Price, who battled injuries on the way to a 9-8 record this season, has revenge in mind against Texas. The hard-throwing left-hander has a 1-7 career mark versus them and lost all three of his career postseason starts against the Rangers.
"This is the moment I want to be in," Price said. "I want to be able to relish this moment and go out there and have fun."
The survivor of the American League wild card drama will win a trip to Boston to take on the AL East champion Red Sox (97-65) in a best-of-five Division Series starting on Friday.
St. Louis (97-65) already knows it will encounter a familiar rival in their Division Series beginning on Thursday, since the NL wild card duel will be between fellow NL Central residents the Pittsburgh Pirates and Cincinnati Reds, who play on Tuesday.
"This division has been incredibly tough all year and those guys have been with us neck and neck the whole season,' said Cardinals second baseman Matt Carpenter. "I think it's fitting that we're in a match-up with one of them that first round."
The other National League Division Series will have the West-winning Los Angeles Dodgers (92-70) traveling to Atlanta to take on the East champion Braves (96-66).
Atlanta, who had MLB's best home mark this season at 56-25, won their season-series against the Dodgers 5-2.

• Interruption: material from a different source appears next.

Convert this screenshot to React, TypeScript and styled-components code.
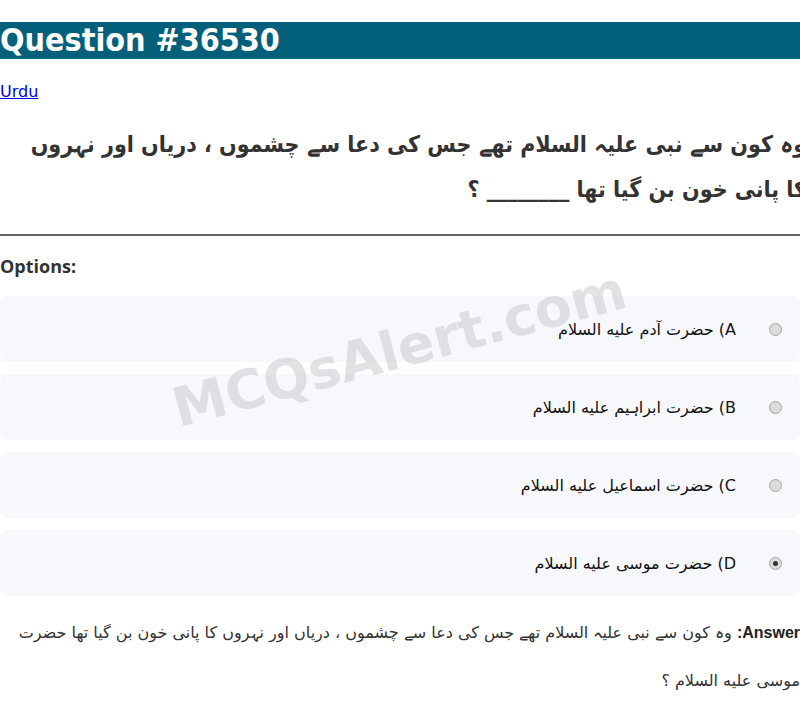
import React from 'react';
import styled, { createGlobalStyle } from 'styled-components';

const GlobalStyle = createGlobalStyle`
    html, body {
        margin: 0;
        padding: 0;
        overflow-x: hidden;
        background: #ffffff;
        font-family: "DejaVu Sans", sans-serif;
    }
`;

const Page = styled.div`
    position: relative;
    padding-top: 22px;
`;

const TitleBar = styled.h1`
    margin: 0;
    background-color: #03607a;
    color: #ffffff;
    font-family: "DejaVu Sans Condensed", "DejaVu Sans", sans-serif;
    font-size: 32px;
    font-weight: bold;
    line-height: 37px;
    height: 37px;
`;

const LangLink = styled.a`
    display: inline-block;
    margin-top: 24px;
    color: #0000ee;
    font-size: 16px;
    line-height: 18px;
    text-decoration: underline;
`;

const QuestionText = styled.p`
    direction: rtl;
    text-align: right;
    margin: 21px -6px 0 0;
    padding-left: 18px;
    color: #333333;
    font-family: "DejaVu Sans Condensed", "DejaVu Sans", sans-serif;
    font-size: 23px;
    font-weight: bold;
    line-height: 45px;
`;

const Rule = styled.hr`
    margin: 22px 0 0;
    border: 0;
    border-top: 2px solid #666666;
`;

const OptionsLabel = styled.h3`
    margin: 18px 0 0;
    color: #333333;
    font-family: "Open Sans", sans-serif;
    font-size: 18px;
    font-weight: 700;
    line-height: 25px;
`;

const OptionList = styled.div`
    display: flex;
    flex-direction: column;
    gap: 12px;
    margin-top: 17px;
`;

const OptionRow = styled.label`
    display: flex;
    flex-direction: row-reverse;
    align-items: center;
    height: 66px;
    padding-right: 18px;
    border-radius: 8px;
    background-color: #f7f8fc;
`;

const Radio = styled.span<{ $checked?: boolean }>`
    position: relative;
    width: 11px;
    height: 11px;
    border: 1px solid #a3a3a3;
    border-radius: 50%;
    background-color: #dcdcdc;
    &::after {
        content: '';
        display: ${p => (p.$checked ? 'block' : 'none')};
        position: absolute;
        left: 3px;
        top: 3px;
        width: 5px;
        height: 5px;
        border-radius: 50%;
        background-color: #333333;
    }
`;

const OptionText = styled.span`
    direction: rtl;
    margin-right: 33px;
    color: #111111;
    font-size: 16px;
`;

const AnswerText = styled.p`
    direction: rtl;
    text-align: right;
    margin: 13px 0 0;
    padding-left: 14px;
    color: #333333;
    font-size: 16px;
    line-height: 48px;
`;

const AnswerLabel = styled.b`
    font-family: "Liberation Sans", Arial, sans-serif;
    color: #222222;
`;

const Watermark = styled.div`
    position: absolute;
    left: 174px;
    top: 378px;
    transform: rotate(-15deg);
    transform-origin: left center;
    color: rgba(195, 197, 201, 0.5);
    font-family: "DejaVu Sans", sans-serif;
    font-size: 54px;
    font-weight: bold;
    white-space: nowrap;
    pointer-events: none;
`;

const options = [
    { key: 'A', text: 'حضرت آدم علیه السلام' },
    { key: 'B', text: 'حضرت ابراہیم علیه السلام' },
    { key: 'C', text: 'حضرت اسماعیل علیه السلام' },
    { key: 'D', text: 'حضرت موسی علیه السلام' },
];

export default function App() {
    const answer = 'D';

    return (
        <>
            <GlobalStyle />
            <Page>
                <TitleBar>Question #36530</TitleBar>
                <LangLink href="#">Urdu</LangLink>
                <QuestionText>
                    وہ کون سے نبی علیہ السلام تھے جس کی دعا سے چشموں ، دریاں اور نہروں کا پانی خون بن گیا تھا ________ ؟
                </QuestionText>
                <Rule />
                <OptionsLabel>Options:</OptionsLabel>
                <OptionList>
                    {options.map(o => (
                        <OptionRow key={o.key}>
                            <Radio $checked={o.key === answer} />
                            <OptionText>{o.key}) {o.text}</OptionText>
                        </OptionRow>
                    ))}
                </OptionList>
                <AnswerText>
                    <AnswerLabel>Answer:</AnswerLabel> وہ کون سے نبی علیہ السلام تھے جس کی دعا سے چشموں ، دریاں اور نہروں کا پانی خون بن گیا تھا حضرت موسی علیه السلام ؟
                </AnswerText>
                <Watermark>MCQsAlert.com</Watermark>
            </Page>
        </>
    );
}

Still, the glamorous Dodgers, whose new ownership group, which includes former basketball Hall of Famer Magic Johnson, poured hundreds of millions of dollars into building a winner, garner the lion's share of attention.
"Nobody's picked us all year anyway," said Braves third baseman Chris Johnson. "Nobody picked us to win the division; it was the Nationals' year. So we've already been through stuff like that."
"If we don't have Matt and we don't have Andre, you're not as good as you can be," said Dodgers manager Don Mattingly, who still has a formidable one-two pitching punch in Clayton Kershaw and Zack Greinke. "We're still good enough to win."
The other Division Series in the American League will be a rematch from last year with West winners the Oakland A's (96-66) hosting the Central champion Detroit Tigers starting on Friday.
Detroit, who beat Oakland in five games last year, boast sluggers Miguel Cabrera and Prince Fielder, and have a daunting trio of starters in 20-game winner Max Scherzer, former Cy Young winner Justin Verlander and ERA champion Anibal Sanchez.
The thrifty A's, masterfully operating on a tight budget as chronicled in the best-selling book and movie "Moneyball," used their formula of strong pitching, high on-base percentage and clutch hitting to repeat in the West.
"We are not going to give up anything to anybody without a fight," said third baseman Josh Donaldson, who enjoyed a breakout season with 24 home runs and a .301 batting average.
"Every inning, every out, every game, we fight. Whoever we play will know they've been in a battle."
The Tigers (93-69) finished the season with a whimper, losing three in a row to the NL-worst Miami Marlins capped by a no-hitter thrown against them on Sunday by Henderson Alvarez.
"Guys will come back Tuesday with a whole fresh look on a new start to a new season," manager Jim Leyland said.